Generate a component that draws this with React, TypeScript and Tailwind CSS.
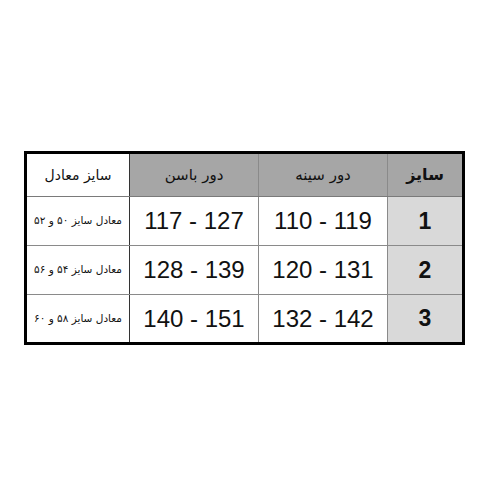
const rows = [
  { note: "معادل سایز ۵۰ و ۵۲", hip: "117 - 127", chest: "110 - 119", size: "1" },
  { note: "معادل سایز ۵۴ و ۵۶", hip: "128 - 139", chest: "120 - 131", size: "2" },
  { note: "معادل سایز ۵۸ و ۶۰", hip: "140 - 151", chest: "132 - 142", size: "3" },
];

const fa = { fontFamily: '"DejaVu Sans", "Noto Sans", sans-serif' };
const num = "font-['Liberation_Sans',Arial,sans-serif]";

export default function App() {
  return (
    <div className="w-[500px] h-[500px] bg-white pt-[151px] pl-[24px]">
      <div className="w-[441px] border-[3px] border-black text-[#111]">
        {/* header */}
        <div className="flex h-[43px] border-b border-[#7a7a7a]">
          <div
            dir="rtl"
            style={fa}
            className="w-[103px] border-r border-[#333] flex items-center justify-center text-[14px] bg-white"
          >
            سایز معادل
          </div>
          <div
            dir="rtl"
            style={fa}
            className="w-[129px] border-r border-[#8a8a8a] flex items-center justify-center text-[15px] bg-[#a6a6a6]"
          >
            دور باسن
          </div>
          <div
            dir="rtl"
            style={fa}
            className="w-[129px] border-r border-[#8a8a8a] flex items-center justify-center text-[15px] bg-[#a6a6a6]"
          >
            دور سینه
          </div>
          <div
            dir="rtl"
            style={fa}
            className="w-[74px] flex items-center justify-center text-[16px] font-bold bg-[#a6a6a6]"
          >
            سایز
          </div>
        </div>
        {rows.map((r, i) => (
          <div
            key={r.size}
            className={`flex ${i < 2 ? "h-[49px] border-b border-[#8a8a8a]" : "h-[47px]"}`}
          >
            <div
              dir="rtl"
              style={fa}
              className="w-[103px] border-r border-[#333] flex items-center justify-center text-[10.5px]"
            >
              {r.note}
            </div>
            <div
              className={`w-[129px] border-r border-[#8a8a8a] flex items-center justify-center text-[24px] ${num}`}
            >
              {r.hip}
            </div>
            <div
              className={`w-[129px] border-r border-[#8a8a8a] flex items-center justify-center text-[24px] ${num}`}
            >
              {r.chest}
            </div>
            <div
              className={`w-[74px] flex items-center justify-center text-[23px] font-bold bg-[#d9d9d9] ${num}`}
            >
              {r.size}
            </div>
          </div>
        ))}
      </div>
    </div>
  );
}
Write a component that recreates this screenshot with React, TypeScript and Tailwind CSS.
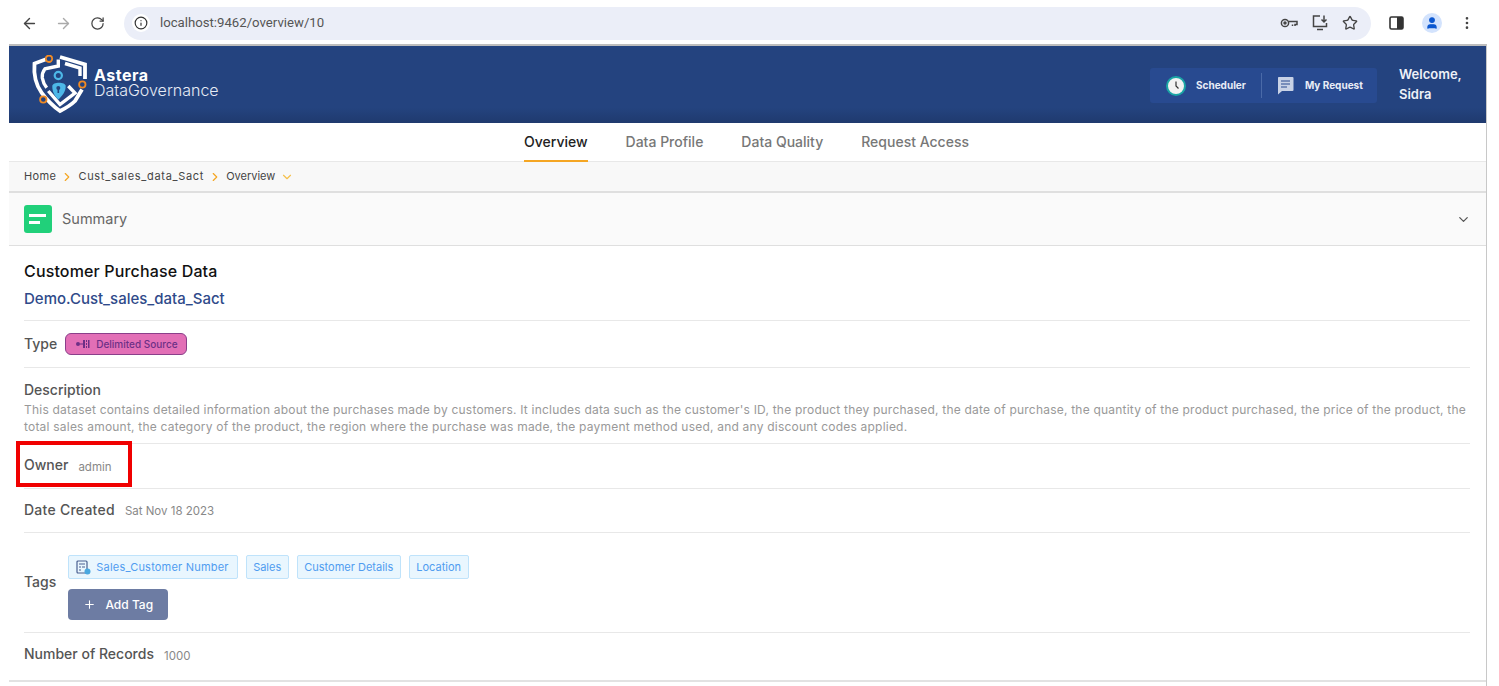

☆ ☆ ☆ ☆ ☆ ☆ ☆

**DO THIS**
From the listing, extract all text exactly as given and drop any picture.

**REPLY**
Generate a component that draws this with React, TypeScript and Tailwind CSS.
const rows = [
  { note: "معادل سایز ۵۰ و ۵۲", hip: "117 - 127", chest: "110 - 119", size: "1" },
  { note: "معادل سایز ۵۴ و ۵۶", hip: "128 - 139", chest: "120 - 131", size: "2" },
  { note: "معادل سایز ۵۸ و ۶۰", hip: "140 - 151", chest: "132 - 142", size: "3" },
];

const fa = { fontFamily: '"DejaVu Sans", "Noto Sans", sans-serif' };
const num = "font-['Liberation_Sans',Arial,sans-serif]";

export default function App() {
  return (
    <div className="w-[500px] h-[500px] bg-white pt-[151px] pl-[24px]">
      <div className="w-[441px] border-[3px] border-black text-[#111]">
        {/* header */}
        <div className="flex h-[43px] border-b border-[#7a7a7a]">
          <div
            dir="rtl"
            style={fa}
            className="w-[103px] border-r border-[#333] flex items-center justify-center text-[14px] bg-white"
          >
            سایز معادل
          </div>
          <div
            dir="rtl"
            style={fa}
            className="w-[129px] border-r border-[#8a8a8a] flex items-center justify-center text-[15px] bg-[#a6a6a6]"
          >
            دور باسن
          </div>
          <div
            dir="rtl"
            style={fa}
            className="w-[129px] border-r border-[#8a8a8a] flex items-center justify-center text-[15px] bg-[#a6a6a6]"
          >
            دور سینه
          </div>
          <div
            dir="rtl"
            style={fa}
            className="w-[74px] flex items-center justify-center text-[16px] font-bold bg-[#a6a6a6]"
          >
            سایز
          </div>
        </div>
        {rows.map((r, i) => (
          <div
            key={r.size}
            className={`flex ${i < 2 ? "h-[49px] border-b border-[#8a8a8a]" : "h-[47px]"}`}
          >
            <div
              dir="rtl"
              style={fa}
              className="w-[103px] border-r border-[#333] flex items-center justify-center text-[10.5px]"
            >
              {r.note}
            </div>
            <div
              className={`w-[129px] border-r border-[#8a8a8a] flex items-center justify-center text-[24px] ${num}`}
            >
              {r.hip}
            </div>
            <div
              className={`w-[129px] border-r border-[#8a8a8a] flex items-center justify-center text-[24px] ${num}`}
            >
              {r.chest}
            </div>
            <div
              className={`w-[74px] flex items-center justify-center text-[23px] font-bold bg-[#d9d9d9] ${num}`}
            >
              {r.size}
            </div>
          </div>
        ))}
      </div>
    </div>
  );
}
Write a component that recreates this screenshot with React, TypeScript and Tailwind CSS.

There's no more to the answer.